One of the early owners, perhaps the first, of Greenfaulds House appears to have been Mr Charles James Kerr (a timber merchant). He was very active in the community around the Station and was instrumental in the establishment of the Southern District School and the Southern Hall. Mr Kerr died in 1900 and prior to its sale for use as a Children’s Home, the house may have been owned by the Summerville family although the Morgan family are also recorded as living there. Some houses in this area we large enough to house more than one family. It was sold again in 1937.
Greenfaulds House opened as a Convalescent and Sick Children’s Home in May 1913.
Airdrie and Coatbridge Advertiser 31 May 1913
“The Rev. Arch. Maclaren, St Enoch Parish Church, Glasgow, presided, and introduced Mr John Lindsay, J.P., Town Clerk of Glasgow, hon. president of the Homes, who, in declaring the Homes open, urged the necessity for such a bona-fide institution. The new Homes occupy a fine site near Cumbernauld Station, where the management recently purchased Greenfaulds Mansion and three acres of ground. Accommodation can be provided for about 100 children.”
From the Airdrie and Coatbridge Advertiser 31 May 1913
“The work performed among children living in the poorer districts of Glasgow was commented upon on Thursday at the annual meeting of the Scottish Convalescent Home, Greenfaulds, Cumbernauld. The meeting, which was held in the Christian Institute, Glasgow, was presided over by Lady Yarrow. The report which was submitted by Mr Harry D. Boyd, the hon. secretary and treasurer, stated that the home had rendered during the year much needed and much appreciated assistance to children from the poorest parts of Glasgow. The home contained 26 beds all of which were kept occupied during during the six summer months and at the Christmas holidays. Last year about 400 patients had a holiday at Greenfaulds for a fortnight or longer. The committee of the Home were greatly indebted to the Child Welfare Centres, the Public Health Department, and various hospitals and missions for getting in touch with the most neseccitous cases.”

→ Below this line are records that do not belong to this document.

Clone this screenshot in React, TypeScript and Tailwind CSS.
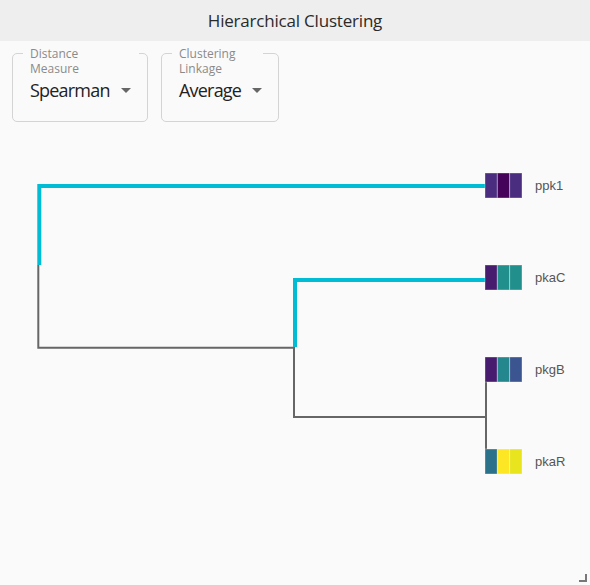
import React from 'react';

type Leaf = { name: string; y: number; cells: string[] };

const leaves: Leaf[] = [
  { name: 'ppk1', y: 173, cells: ['#4a2d7f', '#45035a', '#4a2d7f'] },
  { name: 'pkaC', y: 265, cells: ['#471c6e', '#21908c', '#21908c'] },
  { name: 'pkgB', y: 357, cells: ['#471c6e', '#23878d', '#3b5590'] },
  { name: 'pkaR', y: 449, cells: ['#2b7189', '#fde725', '#e8e41e'] },
];

const CYAN = '#00bcd4';
const GRAY = '#666666';

function SelectBox({ label, value, width, gapWidth }: { label: [string, string]; value: string; width: string; gapWidth: string }) {
  return (
    <div className={`relative h-[69px] rounded-[5px] border border-[#d4d4d4] ${width}`}>
      <div
        className={`absolute left-[10px] top-[-8px] bg-[#fafafa] px-[7px] text-[12px] leading-[15px] text-[#8a8a8a] ${gapWidth}`}
      >
        {label[0]}
        <br />
        {label[1]}
      </div>
      <div className="flex items-center gap-[11px] pl-[17px] pt-[25px] text-[18px] leading-[22px] tracking-[-0.8px] text-[#222]">
        <span>{value}</span>
        <svg width="10" height="5" viewBox="0 0 10 5">
          <path d="M0 0 L10 0 L5 5 Z" fill="#666" />
        </svg>
      </div>
    </div>
  );
}

export default function App() {
  return (
    <div
      className="relative h-[585px] w-[590px] overflow-hidden bg-[#fafafa]"
      style={{ fontFamily: '"Open Sans", "Noto Sans", sans-serif' }}
    >
      <div className="flex h-[41px] items-center justify-center bg-[#eeeeee] text-[17px] tracking-[-0.2px] text-[#2a2a2a]">
        Hierarchical Clustering
      </div>

      <div className="flex gap-[13px] px-[12px] pt-[12px]">
        <SelectBox label={['Distance', 'Measure']} value="Spearman" width="w-[136px]" gapWidth="w-[116px]" />
        <SelectBox label={['Clustering', 'Linkage']} value="Average" width="w-[118px]" gapWidth="w-[91px]" />
      </div>

      <svg width="590" height="463" viewBox="0 122 590 463" className="block">
        {/* gray links */}
        <g stroke={GRAY} strokeWidth="2" fill="none">
          <path d="M38.3 265 L38.3 347.7 L294 347.7" />
          <path d="M294 346 L294 417 L486 417" />
          <path d="M486 382 L486 449" />
        </g>
        {/* highlighted cyan links */}
        <g stroke={CYAN} strokeWidth="4" fill="none">
          <path d="M39.3 265 L39.3 186 L485 186" />
          <path d="M295 347 L295 280 L485 280" />
        </g>
        {leaves.map((leaf) => (
          <g key={leaf.name}>
            {leaf.cells.map((c, i) => (
              <rect
                key={i}
                x={485 + i * 12.33}
                y={leaf.y}
                width={12.33}
                height={25}
                fill={c}
                stroke="#ffffff"
                strokeOpacity="0.35"
                strokeWidth="1"
              />
            ))}
            <text
              x={535}
              y={leaf.y + 17}
              fontSize="13"
              fill="#555"
              style={{ fontFamily: '"Liberation Sans", Arial, sans-serif' }}
            >
              {leaf.name}
            </text>
          </g>
        ))}
      </svg>

      <svg className="absolute bottom-[3px] right-[3px]" width="8" height="8" viewBox="0 0 8 8">
        <path d="M7 0 L7 7 L0 7" stroke="#777" strokeWidth="2" fill="none" />
      </svg>
    </div>
  );
}
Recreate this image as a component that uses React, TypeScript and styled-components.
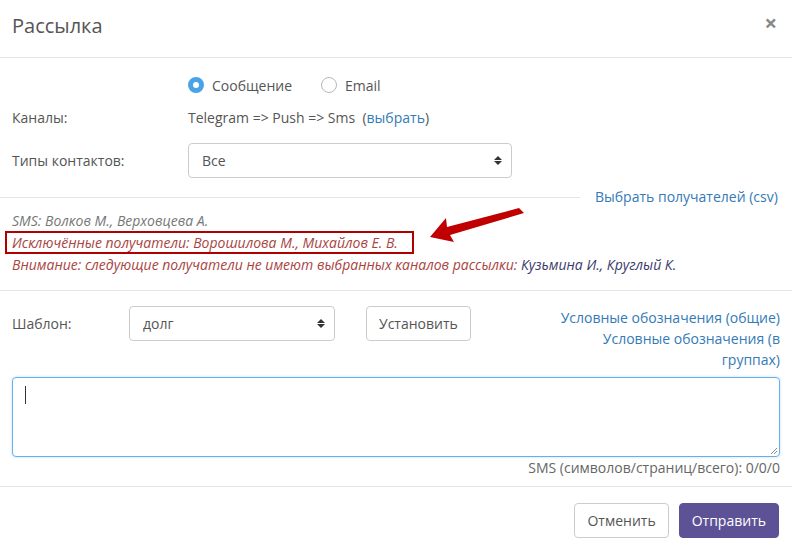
import React from "react";
import styled, { createGlobalStyle } from "styled-components";

const GlobalStyle = createGlobalStyle`
  html, body {
    margin: 0;
    padding: 0;
    background: #fff;
  }
  body {
    font-family: "Open Sans", "Liberation Sans", sans-serif;
    font-size: 14px;
    color: #555;
  }
  * {
    box-sizing: border-box;
  }
`;

const App = () => {
  return (
    <>
      <GlobalStyle />
      <Modal>
        <Header>
          <Title>Рассылка</Title>
          <Close>×</Close>
        </Header>

        <Section>
          <RadioRow>
            <Radio checked />
            <RadioLabel>Сообщение</RadioLabel>
            <Radio />
            <RadioLabel>Email</RadioLabel>
          </RadioRow>
          <FormRow height={40}>
            <Label>Каналы:</Label>
            <Value>
              Telegram =&gt; Push =&gt; Sms&nbsp; (<Link>выбрать</Link>)
            </Value>
          </FormRow>
          <FormRow height={46}>
            <Label>Типы контактов:</Label>
            <Select width={324}>
              Все
              <Caret />
            </Select>
          </FormRow>
        </Section>

        <RecipientsBar>
          <Rule />
          <Link>
            Выбрать получателей (<Link>csv</Link>)
          </Link>
        </RecipientsBar>

        <Notes>
          <Note>SMS: Волков М., Верховцева А.</Note>
          <Note tone="danger" boxed>
            Исключённые получатели: Ворошилова М., Михайлов Е. В.
          </Note>
          <Note tone="danger">
            Внимание: следующие получатели не имеют выбранных каналов
            рассылки: <Names>Кузьмина И., Круглый К.</Names>
          </Note>
          <Arrow width="100" height="40" viewBox="0 0 100 40">
            <path
              d="M93 4 L98 9 L24 31 L28 38 L4 33 L20 14 L21 23 Z"
              fill="#c00000"
            />
          </Arrow>
        </Notes>

        <Divider />

        <TemplateSection>
          <TemplateRow>
            <Label width={117}>Шаблон:</Label>
            <Select width={206}>
              долг
              <Caret />
            </Select>
            <Button>Установить</Button>
            <Legend>
              <Link>Условные обозначения (общие)</Link>
              <Link>Условные обозначения (в группах)</Link>
            </Legend>
          </TemplateRow>
          <TextArea>
            <Cursor />
            <Grip width="8" height="8" viewBox="0 0 8 8">
              <path d="M7 1 L1 7 M7 4 L4 7" stroke="#888" strokeWidth="1" />
            </Grip>
          </TextArea>
          <Counter>SMS (символов/страниц/всего): 0/0/0</Counter>
        </TemplateSection>

        <Footer>
          <Button>Отменить</Button>
          <Button primary>Отправить</Button>
        </Footer>
      </Modal>
    </>
  );
};

export default App;

const Modal = styled.div`
  width: 792px;
  height: 551px;
  background: #fff;
  overflow: hidden;
`;

const Header = styled.div`
  height: 58px;
  padding: 0 14px 0 12px;
  display: flex;
  align-items: center;
  justify-content: space-between;
  border-bottom: 1px solid #e5e5e5;
`;

const Title = styled.div`
  font-size: 20px;
  color: #555;
  margin-top: -6px;
`;

const Close = styled.div`
  font-size: 22px;
  font-weight: 700;
  color: #888;
  margin-top: -14px;
  margin-right: 1px;
`;

const Section = styled.div`
  padding: 15px 12px 0;
`;

const RadioRow = styled.div`
  display: flex;
  align-items: center;
  height: 24px;
  padding-left: 176px;
`;

const Radio = styled.span<{ checked?: boolean }>`
  width: 16px;
  height: 16px;
  border-radius: 50%;
  margin-right: 8px;
  border: ${({ checked }) => (checked ? "5px solid #4aa3e6" : "1px solid #b8b8b8")};
  background: #fff;
`;

const RadioLabel = styled.span`
  margin-right: 29px;
`;

const FormRow = styled.div<{ height: number }>`
  display: flex;
  align-items: center;
  height: ${({ height }) => height}px;
`;

const Label = styled.div<{ width?: number }>`
  width: ${({ width }) => width || 176}px;
  flex-shrink: 0;
`;

const Value = styled.div``;

const Link = styled.span`
  color: #337ab7;
`;

const Select = styled.div<{ width: number }>`
  position: relative;
  width: ${({ width }) => width}px;
  height: 35px;
  border: 1px solid #ccc;
  border-radius: 4px;
  padding: 0 13px;
  display: flex;
  align-items: center;
  color: #555;
`;

const Caret = styled.span`
  position: absolute;
  right: 13px;
  top: 12px;
  width: 0;
  height: 9px;
  &::before,
  &::after {
    content: "";
    position: absolute;
    left: -4px;
    border-left: 4px solid transparent;
    border-right: 4px solid transparent;
  }
  &::before {
    top: 0;
    border-bottom: 4px solid #333;
  }
  &::after {
    top: 5px;
    border-top: 4px solid #333;
  }
`;

const RecipientsBar = styled.div`
  display: flex;
  align-items: center;
  padding: 6px 13px 0 0;
  height: 20px;
`;

const Rule = styled.div`
  width: 580px;
  border-top: 1px solid #e5e5e5;
  margin-right: 15px;
  align-self: flex-start;
  margin-top: 8px;
`;

const Notes = styled.div`
  position: relative;
  padding: 7px 12px 0;
  height: 87px;
`;

const Note = styled.div<{ tone?: "danger"; boxed?: boolean }>`
  font-style: italic;
  line-height: 21px;
  font-size: 14px;
  color: ${({ tone }) => (tone === "danger" ? "#a94442" : "#777")};
  ${({ boxed }) =>
    boxed
      ? `
    display: inline-block;
    border: 2px solid #b00000;
    margin-left: -7px;
    padding: 0 14px 0 5px;
    line-height: 19px;
  `
      : ""}
`;

const Names = styled.span`
  color: #3b3a6b;
`;

const Arrow = styled.svg`
  position: absolute;
  left: 426px;
  top: 1px;
`;

const Divider = styled.div`
  border-top: 1px solid #e5e5e5;
`;

const TemplateSection = styled.div`
  padding: 15px 12px 0;
`;

const TemplateRow = styled.div`
  display: flex;
  align-items: flex-start;
  height: 71px;
  & > ${Label} {
    line-height: 35px;
  }
`;

const Button = styled.div<{ primary?: boolean }>`
  height: 35px;
  padding: 0 12px;
  display: flex;
  align-items: center;
  border-radius: 4px;
  border: 1px solid ${({ primary }) => (primary ? "#5e5297" : "#ccc")};
  background: ${({ primary }) => (primary ? "#5e5297" : "#fff")};
  color: ${({ primary }) => (primary ? "#fff" : "#555")};
  flex-shrink: 0;
  ${TemplateRow} & {
    margin-left: 31px;
  }
`;

const Legend = styled.div`
  margin-left: auto;
  width: 224px;
  text-align: right;
  line-height: 21px;
  margin-top: 1px;
  display: flex;
  flex-direction: column;
`;

const TextArea = styled.div`
  position: relative;
  height: 80px;
  border: 1px solid #66afe9;
  border-radius: 4px;
  box-shadow: 0 0 3px rgba(102, 175, 233, 0.4);
`;

const Cursor = styled.div`
  position: absolute;
  left: 12px;
  top: 8px;
  width: 1px;
  height: 18px;
  background: #333;
`;

const Grip = styled.svg`
  position: absolute;
  right: 1px;
  bottom: 1px;
`;

const Counter = styled.div`
  text-align: right;
  line-height: 22px;
  color: #666;
  padding-bottom: 7px;
  border-bottom: 1px solid #e5e5e5;
  margin: 0 -12px;
  padding-right: 12px;
`;

const Footer = styled.div`
  display: flex;
  justify-content: flex-end;
  gap: 10px;
  padding: 16px 13px 0;
`;
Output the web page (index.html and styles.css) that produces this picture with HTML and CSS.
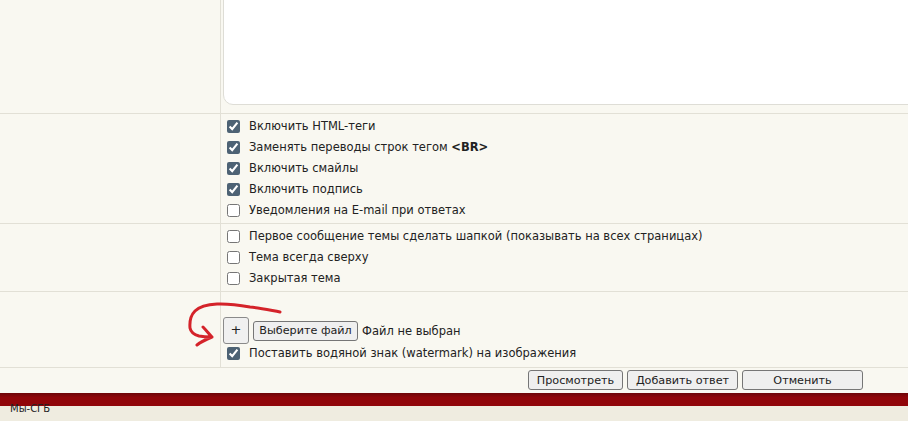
FILE: index.html
```html
<!DOCTYPE html>
<html lang="ru">
<head>
<meta charset="utf-8">
<title>Ответ</title>
<link rel="stylesheet" href="styles.css">
</head>
<body>
<main class="form">
  <section class="row row-text">
    <div class="label"></div>
    <div class="field field-text"><div class="textarea"></div></div>
  </section>
  <section class="row row-options">
    <div class="label"></div>
    <div class="field checks">
      <label class="check"><input type="checkbox" checked>Включить HTML-теги</label>
      <label class="check"><input type="checkbox" checked><span>Заменять переводы строк тегом <b>&lt;BR&gt;</b></span></label>
      <label class="check"><input type="checkbox" checked>Включить смайлы</label>
      <label class="check"><input type="checkbox" checked>Включить подпись</label>
      <label class="check"><input type="checkbox">Уведомления на E-mail при ответах</label>
    </div>
  </section>
  <section class="row row-topic">
    <div class="label"></div>
    <div class="field checks">
      <label class="check"><input type="checkbox">Первое сообщение темы сделать шапкой (показывать на всех страницах)</label>
      <label class="check"><input type="checkbox">Тема всегда сверху</label>
      <label class="check"><input type="checkbox">Закрытая тема</label>
    </div>
  </section>
  <section class="row row-upload">
    <div class="label"></div>
    <div class="field upload">
      <div class="file-line">
        <svg class="arrow" width="100" height="50" viewBox="0 0 100 50" aria-hidden="true"><path d="M95 12C84 10 75 8 65 7C54 5 44 3.500 32 4C22 4.500 14 7 10 11C6 15 4.500 22 5 28C6 33 10 35 14 36C19 37 23 37 27 37M18 27C21 30 24 34 27 37C22 39 17 41 12 45" /></svg>
        <button class="add" type="button">+</button>
        <button class="btn pick" type="button">Выберите файл</button>
        <span class="no-file">Файл не выбран</span>
      </div>
      <label class="check"><input type="checkbox" checked>Поставить водяной знак (watermark) на изображения</label>
    </div>
  </section>
  <div class="actions">
    <button type="button" class="btn btn-preview">Просмотреть</button>
    <button type="button" class="btn btn-submit">Добавить ответ</button>
    <button type="button" class="btn btn-wide">Отменить</button>
  </div>
</main>
<div class="bar"></div>
<footer class="footer">Мы-СГБ</footer>
</body>
</html>
```
FILE: styles.css
```css
* { box-sizing: border-box; }
html, body { margin: 0; height: 421px; overflow: hidden; }
body {
  background: #f9f8f1;
  color: #222;
  font: 11.5px/21px "DejaVu Sans", Verdana, sans-serif;
}
.row {
  display: grid;
  grid-template-columns: 221px 1fr;
  border-bottom: 1px solid #e2e0d6;
}
.label { border-right: 1px solid #e2e0d6; }
.row-text { height: 114px; }
.row-options { height: 110px; }
.row-topic { height: 68px; }
.row-upload { height: 76px; }
.field { padding-left: 6px; min-width: 0; }
.field-text { padding-left: 2px; overflow: hidden; }
.textarea {
  height: 115px;
  margin: -10px -20px 0 0;
  background: #fff;
  border: 1px solid #deddd6;
  border-radius: 10px;
}
.checks { padding-top: 2px; }
.check { display: flex; align-items: center; height: 21px; }
.check input {
  width: 13px;
  height: 13px;
  margin: 0 9px 0 0;
  accent-color: #4d6274;
  flex: none;
}
.upload { padding-top: 25px; }
.file-line {
  position: relative;
  display: flex;
  align-items: center;
  gap: 4px;
  height: 27px;
  margin: 0 0 -1px -4px;
}
.arrow {
  position: absolute;
  left: -38px;
  top: -17px;
  fill: none;
  stroke: #d4232a;
  stroke-width: 3;
  stroke-linecap: round;
  stroke-linejoin: round;
}
.add {
  width: 26px;
  height: 27px;
  padding: 0 0 3px;
  font: 13px "DejaVu Sans", sans-serif;
  color: #222;
  background: #f0f0f0;
  border: 1px solid #8a8a8a;
  border-radius: 3px;
}
.pick { width: 105px; height: 19px; }
.no-file { color: #222; padding-top: 1px; }
.actions {
  display: flex;
  justify-content: flex-end;
  gap: 4px;
  height: 25px;
  padding: 2px 45px 0 0;
}
.btn {
  height: 20px;
  padding: 0;
  font: 11.2px "DejaVu Sans", sans-serif;
  white-space: nowrap;
  color: #222;
  background: #efefef;
  border: 1px solid #767676;
  border-radius: 3px;
}
.btn-preview { width: 95px; }
.btn-submit { width: 111px; }
.btn-wide { width: 121px; }
.bar {
  height: 13px;
  background: linear-gradient(#6d0508, #900509 35%, #900509);
}
.footer {
  height: 15px;
  padding-left: 10px;
  background: #efece0;
  font-size: 10px;
  line-height: 5px;
  color: #222;
}
```
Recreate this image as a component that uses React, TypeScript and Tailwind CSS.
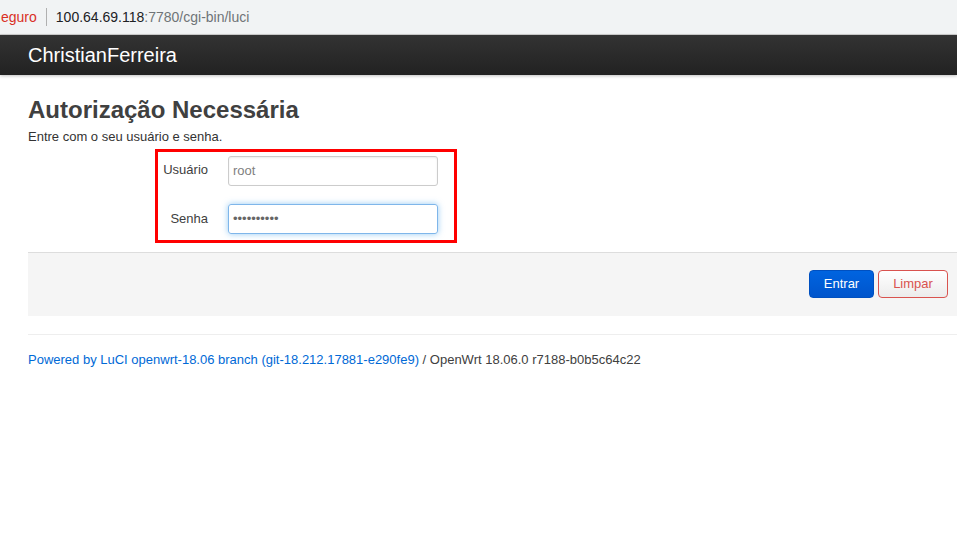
import React from 'react';

const App: React.FC = () => {
  return (
    <div className="w-[957px] h-[540px] overflow-hidden bg-white font-['Liberation_Sans',Arial,sans-serif] text-[#404040]">
      {/* Browser address bar */}
      <div className="h-[35px] bg-[#f1f3f4] flex items-center text-[14px] border-b border-[#d0d0d0]">
        <span className="text-[#d93025] ml-[1px]">eguro</span>
        <span className="mx-[9px] h-[18px] w-px bg-[#b0b0b0]" />
        <span className="text-[#202124]">100.64.69.118</span>
        <span className="text-[#6f7377]">:7780/cgi-bin/luci</span>
      </div>

      {/* LuCI header */}
      <div className="h-[40px] bg-gradient-to-b from-[#333333] to-[#222222] flex items-center px-[28px] shadow-[0_1px_3px_rgba(0,0,0,0.25)]">
        <span className="text-white text-[20px] leading-none">ChristianFerreira</span>
      </div>

      <div className="pl-[28px] pt-[21px]">
        <h2 className="text-[24px] font-bold leading-[28px] text-[#404040]">Autorização Necessária</h2>
        <p className="text-[13px] leading-[16px] mt-[5px] text-[#333]">Entre com o seu usuário e senha.</p>

        {/* Form fields with red highlight */}
        <div className="ml-[127px] mt-[4px] w-[302px] h-[94px] border-[3px] border-[#ff0000] relative">
          <div className="absolute left-[4px] top-[4px] flex flex-col gap-[18px]">
            <div className="flex items-center">
              <label className="w-[46px] text-right text-[13px] text-[#404040] -mt-[3px]">Usuário</label>
              <div className="ml-[20px] w-[210px] h-[30px] border border-[#cccccc] rounded-[3px] flex items-center px-[4px] text-[13px] text-[#808080] shadow-[inset_0_1px_2px_rgba(0,0,0,0.08)]">
                root
              </div>
            </div>
            <div className="flex items-center">
              <label className="w-[46px] text-right text-[13px] text-[#404040]">Senha</label>
              <div className="ml-[20px] w-[210px] h-[30px] border border-[#7fb6ea] rounded-[3px] flex items-center px-[4px] text-[13px] text-[#666] shadow-[0_0_6px_rgba(82,168,236,0.6)]">
                ••••••••••
              </div>
            </div>
          </div>
        </div>

        {/* Actions bar */}
        <div className="mt-[9px] h-[64px] bg-[#f5f5f5] border-t border-[#dddddd] flex items-center justify-end pr-[9px] gap-[4px] pb-[2px]">
          <button className="w-[65px] h-[28px] rounded-[4px] bg-gradient-to-b from-[#0064e0] to-[#0055cc] border border-[#0050c0] text-white text-[13px]">
            Entrar
          </button>
          <button className="w-[70px] h-[28px] rounded-[4px] bg-gradient-to-b from-white to-[#ececec] border border-[#d9534f] text-[#d9534f] text-[13px]">
            Limpar
          </button>
        </div>

        <div className="mt-[18px] border-t border-[#eeeeee]" />

        <p className="mt-[17px] text-[13px] leading-[16px] text-[#404040]">
          <span className="text-[#0069d6]">Powered by LuCI openwrt-18.06 branch (git-18.212.17881-e290fe9)</span> / OpenWrt 18.06.0 r7188-b0b5c64c22
        </p>
      </div>
    </div>
  );
};

export default App;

However, it is clear that by the 1930s the Home was beginning struggle financially.
The Scotsman 26 August 1933
“A gift of £20,000 to the Scottish Convalescent Home, Greenfaulds, Cumbernauld, was intimated at the annual general meeting of subscribers to the institution in Glasgow yesterday afternoon – Sir Andrew H. Pettigrew presiding. The donation is from the trustees of the late Professor Archibald Barr, of Glasgow University, who was an inventor of many important scientific instruments of the firm off Messrs Barr & Stroud, Anniesland, Glasgow.”
Milngavie and Bearsden Herald 08 December 1933
An appeal for £6000 on behalf of the Scottish Convalescent Home for Sick Children from Greenfaulds, Cumbernauld, but now at Westerton of Mugdock, Milngavie has been issued by the committee of the Home. The transfer of the home to Westerton of Mugdock, where the accommodation is doubled, entails a very much larger annual expenditure and offers opportunity for a great extension of the beneficent work that the institution has carried on for nearly 30 years.
The appeal states that a providential opportunity for extending the work of the institution – more than doubling it – has been furnished by the £20,000 legacy left by the late Professor Archibald Barr of Glasgow. Of that some £5000 was spent in acquiring Professor Barr’s house and grounds at Westerton of Mugdock, and a further amount was required to equip the house to make it suitable for the new Home. The balance remaining, in accordance with the terms of the legacy, has to form the nucleus of an endowment fund, and the committee have bound themselves to increase this to £20,000. They require the sum of £6000 to do so. The family of the late Professor and Mrs Barr requested that the names of the parents should be associated with their former home. This has been gladly acceded to and the institution will now be known as the Scottish Convalescent Home for Sick children (Archibald and Isabella Barr memorial).
Greenfaulds House was sold to a private owners in August 1933.